> PROBLEM DETAILS
From the entries that follow, gather each line holding the word "this".

> RECORDS PROVIDED
— begin —

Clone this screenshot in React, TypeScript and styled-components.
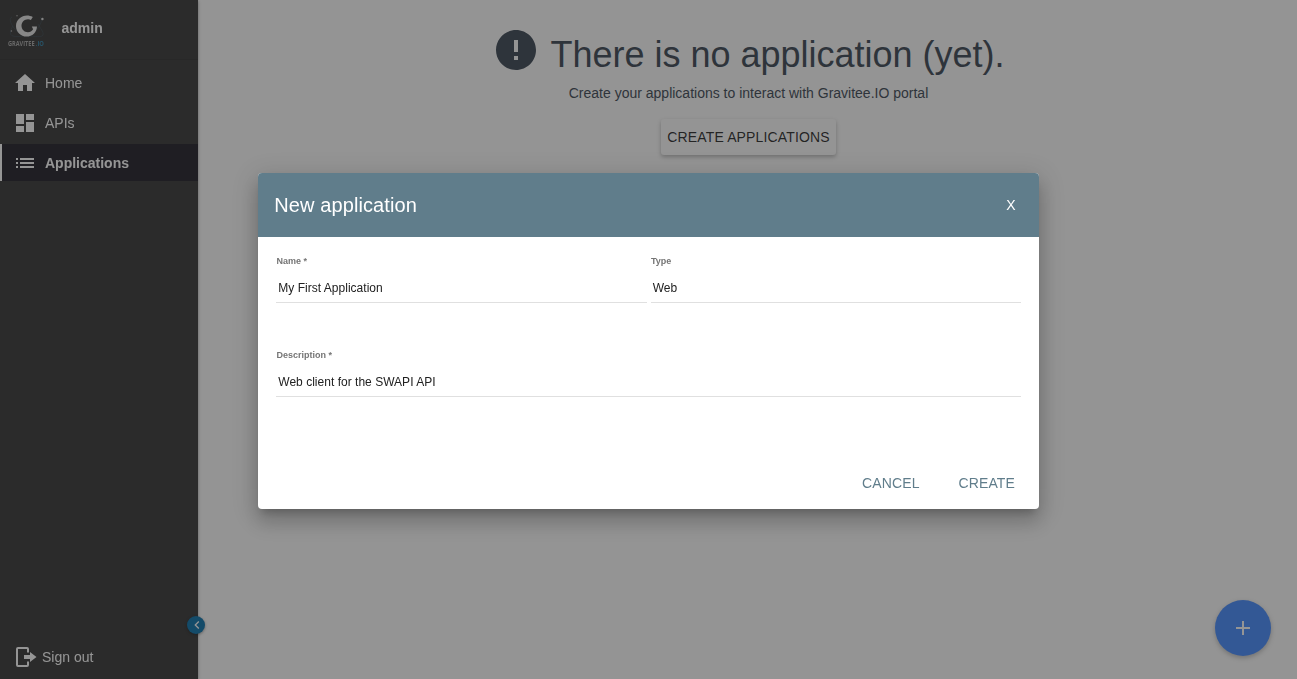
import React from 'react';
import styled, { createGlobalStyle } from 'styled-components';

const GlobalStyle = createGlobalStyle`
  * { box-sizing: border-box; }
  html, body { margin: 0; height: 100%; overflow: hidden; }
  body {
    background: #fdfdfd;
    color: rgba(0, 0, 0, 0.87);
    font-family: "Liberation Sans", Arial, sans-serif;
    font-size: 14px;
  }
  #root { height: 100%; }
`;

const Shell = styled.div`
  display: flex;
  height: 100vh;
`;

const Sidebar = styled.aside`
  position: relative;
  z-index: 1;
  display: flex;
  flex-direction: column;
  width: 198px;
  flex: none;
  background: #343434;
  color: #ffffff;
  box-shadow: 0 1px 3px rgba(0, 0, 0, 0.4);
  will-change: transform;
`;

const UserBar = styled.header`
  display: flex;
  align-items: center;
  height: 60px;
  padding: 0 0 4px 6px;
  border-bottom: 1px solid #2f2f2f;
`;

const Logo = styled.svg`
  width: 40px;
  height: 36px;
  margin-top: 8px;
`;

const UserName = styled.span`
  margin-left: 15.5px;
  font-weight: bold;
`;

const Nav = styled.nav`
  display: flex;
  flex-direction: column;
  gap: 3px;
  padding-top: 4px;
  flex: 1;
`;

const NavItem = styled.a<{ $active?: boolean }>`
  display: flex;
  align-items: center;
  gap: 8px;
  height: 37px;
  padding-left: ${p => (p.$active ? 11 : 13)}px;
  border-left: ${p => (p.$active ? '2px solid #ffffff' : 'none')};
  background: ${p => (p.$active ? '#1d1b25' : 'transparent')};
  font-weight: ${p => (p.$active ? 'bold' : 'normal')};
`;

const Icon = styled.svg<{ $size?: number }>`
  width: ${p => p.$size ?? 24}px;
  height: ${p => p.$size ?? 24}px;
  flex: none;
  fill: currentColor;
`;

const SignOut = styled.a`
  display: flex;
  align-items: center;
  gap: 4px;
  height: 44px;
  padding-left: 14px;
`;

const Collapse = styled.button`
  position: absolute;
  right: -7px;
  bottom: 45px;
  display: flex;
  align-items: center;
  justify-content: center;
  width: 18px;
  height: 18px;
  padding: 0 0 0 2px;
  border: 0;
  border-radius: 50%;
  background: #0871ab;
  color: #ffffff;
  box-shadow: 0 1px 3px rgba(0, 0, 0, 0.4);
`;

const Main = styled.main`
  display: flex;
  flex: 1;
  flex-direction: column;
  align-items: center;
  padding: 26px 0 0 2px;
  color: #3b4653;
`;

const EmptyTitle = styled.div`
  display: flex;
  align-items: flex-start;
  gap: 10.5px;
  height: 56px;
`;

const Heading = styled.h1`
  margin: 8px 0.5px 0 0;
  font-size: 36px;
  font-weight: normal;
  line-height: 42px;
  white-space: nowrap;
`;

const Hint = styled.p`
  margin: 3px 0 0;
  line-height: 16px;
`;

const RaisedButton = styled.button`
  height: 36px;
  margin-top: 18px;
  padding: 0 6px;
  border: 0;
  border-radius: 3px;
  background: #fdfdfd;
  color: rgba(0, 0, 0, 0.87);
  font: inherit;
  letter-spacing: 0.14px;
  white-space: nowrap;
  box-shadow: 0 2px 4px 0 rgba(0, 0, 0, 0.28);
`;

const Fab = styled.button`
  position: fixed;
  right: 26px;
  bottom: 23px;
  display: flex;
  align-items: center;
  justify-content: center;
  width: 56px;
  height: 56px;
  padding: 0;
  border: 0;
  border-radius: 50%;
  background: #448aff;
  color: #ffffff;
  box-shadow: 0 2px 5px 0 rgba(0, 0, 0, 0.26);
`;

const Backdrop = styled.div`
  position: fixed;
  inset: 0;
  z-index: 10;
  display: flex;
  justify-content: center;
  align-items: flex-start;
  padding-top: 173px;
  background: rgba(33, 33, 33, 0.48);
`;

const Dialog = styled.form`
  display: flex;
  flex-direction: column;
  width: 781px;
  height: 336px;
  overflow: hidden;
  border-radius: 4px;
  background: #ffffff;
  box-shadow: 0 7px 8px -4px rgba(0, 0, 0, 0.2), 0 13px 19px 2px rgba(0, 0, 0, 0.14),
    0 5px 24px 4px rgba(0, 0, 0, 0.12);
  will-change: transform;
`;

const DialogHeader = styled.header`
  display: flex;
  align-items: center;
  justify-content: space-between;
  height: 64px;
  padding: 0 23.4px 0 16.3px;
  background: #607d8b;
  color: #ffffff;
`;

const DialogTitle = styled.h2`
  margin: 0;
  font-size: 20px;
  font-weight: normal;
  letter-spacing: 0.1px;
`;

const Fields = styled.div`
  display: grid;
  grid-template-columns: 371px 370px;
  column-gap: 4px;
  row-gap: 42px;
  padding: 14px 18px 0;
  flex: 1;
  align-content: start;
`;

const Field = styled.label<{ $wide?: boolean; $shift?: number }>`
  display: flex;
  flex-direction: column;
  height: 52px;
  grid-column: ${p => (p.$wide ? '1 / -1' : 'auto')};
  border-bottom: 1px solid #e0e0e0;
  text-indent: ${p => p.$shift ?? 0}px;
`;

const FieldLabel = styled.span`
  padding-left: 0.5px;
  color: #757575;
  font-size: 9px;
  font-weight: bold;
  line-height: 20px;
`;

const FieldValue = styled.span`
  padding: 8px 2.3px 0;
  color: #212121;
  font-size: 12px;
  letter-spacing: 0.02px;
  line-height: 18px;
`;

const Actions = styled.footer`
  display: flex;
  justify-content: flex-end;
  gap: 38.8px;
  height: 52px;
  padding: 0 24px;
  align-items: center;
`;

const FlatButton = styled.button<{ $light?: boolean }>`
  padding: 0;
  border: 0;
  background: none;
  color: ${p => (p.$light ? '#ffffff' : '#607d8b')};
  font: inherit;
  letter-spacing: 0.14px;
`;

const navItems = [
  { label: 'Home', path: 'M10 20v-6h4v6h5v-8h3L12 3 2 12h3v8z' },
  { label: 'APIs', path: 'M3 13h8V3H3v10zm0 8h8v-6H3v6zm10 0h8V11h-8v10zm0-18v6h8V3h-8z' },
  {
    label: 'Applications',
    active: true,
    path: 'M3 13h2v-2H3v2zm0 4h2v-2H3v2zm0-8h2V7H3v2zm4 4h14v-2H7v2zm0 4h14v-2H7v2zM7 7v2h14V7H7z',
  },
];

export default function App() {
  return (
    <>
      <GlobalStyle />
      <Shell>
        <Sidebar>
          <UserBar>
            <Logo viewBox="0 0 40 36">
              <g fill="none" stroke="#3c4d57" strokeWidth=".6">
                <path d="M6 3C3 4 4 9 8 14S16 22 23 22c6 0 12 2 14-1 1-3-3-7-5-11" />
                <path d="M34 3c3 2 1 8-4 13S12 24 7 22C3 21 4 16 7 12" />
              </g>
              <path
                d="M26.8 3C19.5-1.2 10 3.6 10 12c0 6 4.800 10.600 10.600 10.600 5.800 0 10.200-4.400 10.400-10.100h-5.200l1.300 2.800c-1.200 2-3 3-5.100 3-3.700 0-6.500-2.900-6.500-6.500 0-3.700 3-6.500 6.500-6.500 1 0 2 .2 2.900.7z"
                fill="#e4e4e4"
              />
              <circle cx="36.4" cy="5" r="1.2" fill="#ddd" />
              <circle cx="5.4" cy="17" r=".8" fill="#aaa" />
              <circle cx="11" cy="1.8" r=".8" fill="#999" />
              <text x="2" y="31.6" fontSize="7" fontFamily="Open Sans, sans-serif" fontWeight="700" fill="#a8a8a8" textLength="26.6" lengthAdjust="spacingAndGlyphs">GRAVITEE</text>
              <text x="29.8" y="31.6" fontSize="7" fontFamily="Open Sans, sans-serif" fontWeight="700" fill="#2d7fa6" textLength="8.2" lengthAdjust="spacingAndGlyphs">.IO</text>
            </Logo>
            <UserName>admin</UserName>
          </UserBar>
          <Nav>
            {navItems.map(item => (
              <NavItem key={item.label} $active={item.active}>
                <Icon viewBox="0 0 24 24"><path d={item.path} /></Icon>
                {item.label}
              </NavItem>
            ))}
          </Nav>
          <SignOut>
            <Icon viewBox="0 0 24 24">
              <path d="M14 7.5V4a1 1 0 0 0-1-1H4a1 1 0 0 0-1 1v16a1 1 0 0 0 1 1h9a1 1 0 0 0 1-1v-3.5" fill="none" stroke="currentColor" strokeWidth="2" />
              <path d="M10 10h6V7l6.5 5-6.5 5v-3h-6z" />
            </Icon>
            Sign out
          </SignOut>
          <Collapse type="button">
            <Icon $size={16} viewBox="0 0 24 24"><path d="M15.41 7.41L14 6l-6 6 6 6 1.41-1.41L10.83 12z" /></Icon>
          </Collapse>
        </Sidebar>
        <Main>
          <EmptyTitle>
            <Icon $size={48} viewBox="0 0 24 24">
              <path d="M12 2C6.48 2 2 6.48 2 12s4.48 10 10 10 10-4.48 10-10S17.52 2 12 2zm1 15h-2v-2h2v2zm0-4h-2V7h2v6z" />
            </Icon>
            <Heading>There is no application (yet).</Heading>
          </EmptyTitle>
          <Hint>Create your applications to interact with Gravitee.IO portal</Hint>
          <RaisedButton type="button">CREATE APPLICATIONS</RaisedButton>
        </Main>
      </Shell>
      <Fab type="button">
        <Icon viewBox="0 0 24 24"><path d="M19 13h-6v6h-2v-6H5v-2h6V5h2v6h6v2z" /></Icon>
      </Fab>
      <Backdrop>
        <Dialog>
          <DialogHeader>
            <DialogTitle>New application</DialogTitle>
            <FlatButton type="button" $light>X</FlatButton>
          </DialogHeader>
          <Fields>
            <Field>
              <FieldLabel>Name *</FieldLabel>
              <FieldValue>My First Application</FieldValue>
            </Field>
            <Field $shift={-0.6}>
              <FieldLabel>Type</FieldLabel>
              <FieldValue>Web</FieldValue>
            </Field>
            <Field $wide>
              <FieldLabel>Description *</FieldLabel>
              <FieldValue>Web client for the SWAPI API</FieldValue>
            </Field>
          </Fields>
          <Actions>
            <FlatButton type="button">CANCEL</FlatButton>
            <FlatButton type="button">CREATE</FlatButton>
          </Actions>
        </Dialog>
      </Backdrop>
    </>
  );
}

— end —
— begin —

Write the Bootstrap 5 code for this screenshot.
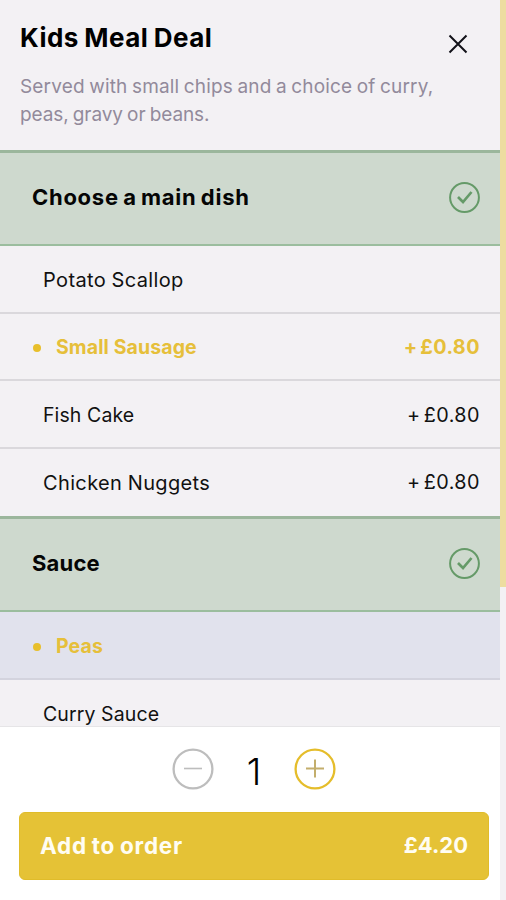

— end —

> REPLY TO THE TASK
Clone this screenshot in React, TypeScript and styled-components.
Write the Bootstrap 5 code for this screenshot.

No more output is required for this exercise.